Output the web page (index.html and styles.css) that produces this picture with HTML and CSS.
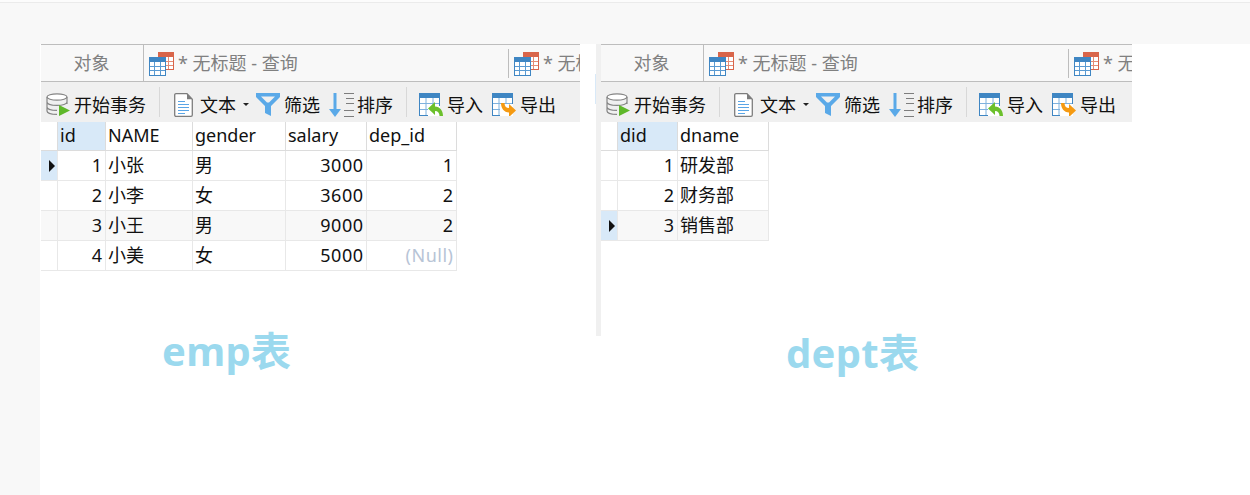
FILE: index.html
```html
<!DOCTYPE html>
<html lang="zh-CN">
<head>
<meta charset="utf-8">
<title>emp / dept</title>
<link rel="stylesheet" href="styles.css">
</head>
<body>
<svg class="defs" xmlns="http://www.w3.org/2000/svg">
  <symbol id="i-tables" viewBox="0 0 25 24">
    <rect x="9.5" y="0.5" width="15" height="17" fill="#fff" stroke="#d9654a"/>
    <rect x="9" y="0" width="16" height="5" fill="#d9654a"/>
    <path d="M14.5 5v12M19.5 5v12M10 9.5h14M10 13.5h14" stroke="#e58d76" fill="none"/>
    <rect x="0.5" y="5.5" width="16" height="18" fill="#fff" stroke="#3f86c3"/>
    <rect x="0" y="5" width="17" height="5" fill="#3f86c3"/>
    <path d="M5.5 10v13M11.5 10v13M1 14.5h15M1 18.5h15" stroke="#5b9bd2" fill="none"/>
  </symbol>
  <symbol id="i-db" viewBox="0 0 24 23">
    <ellipse cx="11" cy="4" rx="10" ry="3.2" fill="#fff" stroke="#858585" stroke-width="1.2"/>
    <path d="M1 4v14c0 2 4.500 3.400 10 3.400M21 4v7M1 9c0 2 4.500 3.400 10 3.400s10-1.400 10-3.400M1 14c0 2 4.500 3.400 10 3.400" fill="none" stroke="#858585" stroke-width="1.2"/>
    <path d="M13 12l11 5.500L13 23z" fill="#5fb82a"/>
  </symbol>
  <symbol id="i-doc" viewBox="0 0 19 24">
    <path d="M2 .7h11l5.300 5.500V22a1.300 1.300 0 0 1-1.300 1.300H2A1.300 1.300 0 0 1 .7 22V2A1.300 1.300 0 0 1 2 .7z" fill="#fff" stroke="#7d7d7d" stroke-width="1.300"/>
    <path d="M13 .7v5.500h5.300z" fill="#7d7d7d"/>
    <path d="M4 8.500h7M4 11.500h11M4 14.500h11M4 17.500h11M4 20.500h7" stroke="#5aa5e6" fill="none"/>
  </symbol>
  <symbol id="i-filter" viewBox="0 0 24 23">
    <path d="M0 0h24v4L15 13v10l-6-3v-7L0 4z" fill="#5aa9e8"/>
    <path d="M5 3.500h14l-6 6h-2z" fill="#f0f0f0"/>
  </symbol>
  <symbol id="i-sort" viewBox="0 0 25 24">
    <path d="M4.500 0h3v16h4.500L6 24 0 16h4.500z" fill="#5aa9e8"/>
    <path d="M15 .5h10M17 5.500h8M17 10.500h8M15 17.500h10M15 23.500h10" stroke="#7d7d7d" fill="none"/>
  </symbol>
  <symbol id="i-import" viewBox="0 0 24 23">
    <rect x=".5" y=".5" width="20" height="22" fill="#fff" stroke="#3f86c3"/>
    <rect width="21" height="5" fill="#3f86c3"/>
    <path d="M7 5v17M14 5v9M1 10.500h19M1 16.500h8" stroke="#7fb2de" fill="none"/>
    <rect x="9" y="13" width="12" height="10" fill="#fff"/>
    <path d="M24 23h-3.500c0-3-1.500-5-4.500-5v4l-7-6.500 7-6.500v4.500c5 .2 8 4 8 9.500z" fill="#6cc02c"/>
  </symbol>
  <symbol id="i-export" viewBox="0 0 24 23">
    <rect x=".5" y=".5" width="20" height="22" fill="#fff" stroke="#3f86c3"/>
    <rect width="21" height="5" fill="#3f86c3"/>
    <path d="M7 5v17M14 5v7M1 10.500h19M1 16.500h8" stroke="#7fb2de" fill="none"/>
    <rect x="8" y="11" width="13" height="12" fill="#fff"/>
    <path d="M9 10h3.500c0 3 1.500 5 4.500 5v-4l7 6.500-7 6.500v-4.500c-5-.2-8-4-8-9.500z" fill="#f59a12"/>
  </symbol>
</svg>

<div class="topline"></div>
<main class="stage">
  <section class="panel panel-emp">
    <div class="tabs">
      <div class="tab-obj">对象</div>
      <div class="tab-query"><svg class="ic-tables"><use href="#i-tables"/></svg><span>* 无标题 - 查询</span></div>
      <div class="tab-next"><svg class="ic-tables"><use href="#i-tables"/></svg><span>* 无标</span></div>
    </div>
    <div class="toolbar">
      <span class="tool t-db"><svg class="ic-db"><use href="#i-db"/></svg>开始事务</span>
      <i class="sep sep-a"></i>
      <span class="tool t-doc"><svg class="ic-doc"><use href="#i-doc"/></svg>文本<b class="caret"></b></span>
      <span class="tool t-filter"><svg class="ic-filter"><use href="#i-filter"/></svg>筛选</span>
      <span class="tool t-sort"><svg class="ic-sort"><use href="#i-sort"/></svg>排序</span>
      <i class="sep sep-b"></i>
      <span class="tool t-import"><svg class="ic-import"><use href="#i-import"/></svg>导入</span>
      <span class="tool t-export"><svg class="ic-import"><use href="#i-export"/></svg>导出</span>
    </div>
    <table class="grid grid-emp">
      <colgroup><col class="c17"><col class="c48"><col class="c87"><col class="c93"><col class="c81"><col class="c90"></colgroup>
      <thead><tr><th class="rh"></th><th class="sel">id</th><th>NAME</th><th>gender</th><th>salary</th><th>dep_id</th></tr></thead>
      <tbody>
        <tr><td class="rh cur"><b class="mark"></b></td><td class="n">1</td><td>小张</td><td>男</td><td class="n">3000</td><td class="n">1</td></tr>
        <tr><td class="rh"></td><td class="n">2</td><td>小李</td><td>女</td><td class="n">3600</td><td class="n">2</td></tr>
        <tr class="alt"><td class="rh"></td><td class="n">3</td><td>小王</td><td>男</td><td class="n">9000</td><td class="n">2</td></tr>
        <tr><td class="rh"></td><td class="n">4</td><td>小美</td><td>女</td><td class="n">5000</td><td class="n null">(Null)</td></tr>
      </tbody>
    </table>
    <h2 class="label label-emp">emp表</h2>
  </section>

  <div class="gap"><i class="tick"></i></div>
  <div class="strip"></div>

  <section class="panel panel-dept">
    <div class="tabs">
      <div class="tab-obj">对象</div>
      <div class="tab-query"><svg class="ic-tables"><use href="#i-tables"/></svg><span>* 无标题 - 查询</span></div>
      <div class="tab-next"><svg class="ic-tables"><use href="#i-tables"/></svg><span>* 无</span></div>
    </div>
    <div class="toolbar">
      <span class="tool t-db"><svg class="ic-db"><use href="#i-db"/></svg>开始事务</span>
      <i class="sep sep-a"></i>
      <span class="tool t-doc"><svg class="ic-doc"><use href="#i-doc"/></svg>文本<b class="caret"></b></span>
      <span class="tool t-filter"><svg class="ic-filter"><use href="#i-filter"/></svg>筛选</span>
      <span class="tool t-sort"><svg class="ic-sort"><use href="#i-sort"/></svg>排序</span>
      <i class="sep sep-b"></i>
      <span class="tool t-import"><svg class="ic-import"><use href="#i-import"/></svg>导入</span>
      <span class="tool t-export"><svg class="ic-import"><use href="#i-export"/></svg>导出</span>
    </div>
    <table class="grid grid-dept">
      <colgroup><col class="c17"><col class="c60"><col class="c91"></colgroup>
      <thead><tr><th class="rh"></th><th class="sel">did</th><th>dname</th></tr></thead>
      <tbody>
        <tr><td class="rh"></td><td class="n">1</td><td>研发部</td></tr>
        <tr><td class="rh"></td><td class="n">2</td><td>财务部</td></tr>
        <tr class="alt"><td class="rh cur"><b class="mark"></b></td><td class="n">3</td><td>销售部</td></tr>
      </tbody>
    </table>
    <h2 class="label label-dept">dept表</h2>
  </section>
</main>
</body>
</html>
```

FILE: styles.css
```css
* { box-sizing: border-box; }
html, body { height: 100%; }
body {
  margin: 0;
  height: 495px;
  overflow: hidden;
  background: #f8f8f8;
  color: #111;
  font: 18px/24px "Noto Sans", "Noto Sans CJK SC", sans-serif;
}
.defs { display: none; }
.topline { height: 3px; background: #fcfcfc; border-bottom: 1px solid #ebebeb; margin-bottom: 41px; }
.stage {
  display: flex;
  margin-left: 40px;
  padding-left: 1px;
  height: 451px;
  background: #fff;
}
.panel { flex: none; overflow: hidden; }
.panel-emp { width: 539px; }
.panel-dept { width: 531px; }
.gap { flex: none; width: 16px; padding-top: 30px; }
.tick { display: block; width: 1px; height: 30px; margin-left: auto; background: #d8e9f8; }
.strip { flex: none; width: 5px; height: 292px; background: #f0f0f0; }

.tabs {
  display: flex;
  height: 38px;
  width: 100%;
  background: #f8f8f8;
  border-top: 1px solid #bdbdbd;
  border-bottom: 1px solid #bdbdbd;
  color: #808080;
  white-space: nowrap;
  overflow: hidden;
}
.tab-obj { flex: none; width: 103px; border-right: 1px solid #bdbdbd; text-align: center; line-height: 36px; padding-right: 1px; }
.tab-query { flex: none; width: 365px; position: relative; display: flex; align-items: center; padding-left: 5px; gap: 4px; }
.tab-query::after { content: ""; position: absolute; right: 0; top: 4px; height: 29px; width: 1px; background: #bdbdbd; }
.tab-next { flex: none; display: flex; align-items: center; padding-left: 5px; gap: 4px; }
.ic-tables { flex: none; width: 25px; height: 24px; margin-top: 2px; }

.toolbar {
  display: flex;
  align-items: center;
  height: 40px;
  background: #f0f0f0;
  padding-left: 5px;
  white-space: nowrap;
  overflow: hidden;
}
.tool { flex: none; display: flex; align-items: center; margin-top: 5px; }
.sep { flex: none; display: block; width: 1px; height: 30px; background: #d8d8d8; }
.sep-a { margin: 0 14px 0 13px; }
.sep-b { margin: 0 12px 0 13px; }
.ic-db { width: 24px; height: 23px; margin-right: 4px; }
.ic-doc { width: 19px; height: 24px; margin-right: 7px; }
.ic-filter { width: 24px; height: 23px; margin-right: 4px; }
.ic-sort { width: 25px; height: 24px; margin-right: 3px; }
.ic-import { width: 24px; height: 23px; margin-right: 4px; }
.t-sort, .t-export { margin-left: 9px; }
.t-filter { margin-left: 7px; }
.caret {
  display: block;
  width: 0; height: 0;
  margin-left: 7px;
  border: 3px solid transparent;
  border-top-color: #222;
  border-bottom: 0;
}

.grid { border-collapse: separate; border-spacing: 0; table-layout: fixed; }
.grid-emp { width: 416px; }
.grid-dept { width: 168px; }
.c17 { width: 17px; }
.c48 { width: 48px; }
.c87 { width: 87px; }
.c93 { width: 93px; }
.c81 { width: 81px; }
.c90 { width: 90px; }
.c60 { width: 60px; }
.c91 { width: 91px; }
.grid th, .grid td {
  height: 30px;
  padding: 0 2px 2px;
  border-right: 1px solid #e8e8e8;
  border-bottom: 1px solid #e8e8e8;
  font-weight: 400;
  text-align: left;
  white-space: nowrap;
  overflow: hidden;
}
.grid th { height: 29px; border-color: #dcdcdc; }
.grid th.rh, .grid td.rh { padding: 0; }
.grid th.sel, .grid td.cur { background: #d8e9f8; }
.grid td.n { text-align: right; padding-right: 2.5px; letter-spacing: .5px; }
.grid td.null { color: #b7c4d6; }
.alt td { background: #f8f8f8; }
.mark {
  display: block;
  width: 0; height: 0;
  margin-left: 8px;
  border-style: solid;
  border-width: 6px 0 6px 6px;
  border-color: transparent transparent transparent #111;
}

.label { margin: 0; font-size: 40px; line-height: 44px; font-weight: 700; letter-spacing: .3px; color: #9bd9ee; }
.label-emp { margin: 58px 0 0 121px; }
.label-dept { margin: 90px 0 0 185px; }
```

Work instructions -
Copy all lines from the material that hold "index".

Solution to this exercise -
Output the web page (index.html and styles.css) that produces this picture with HTML and CSS.
FILE: index.html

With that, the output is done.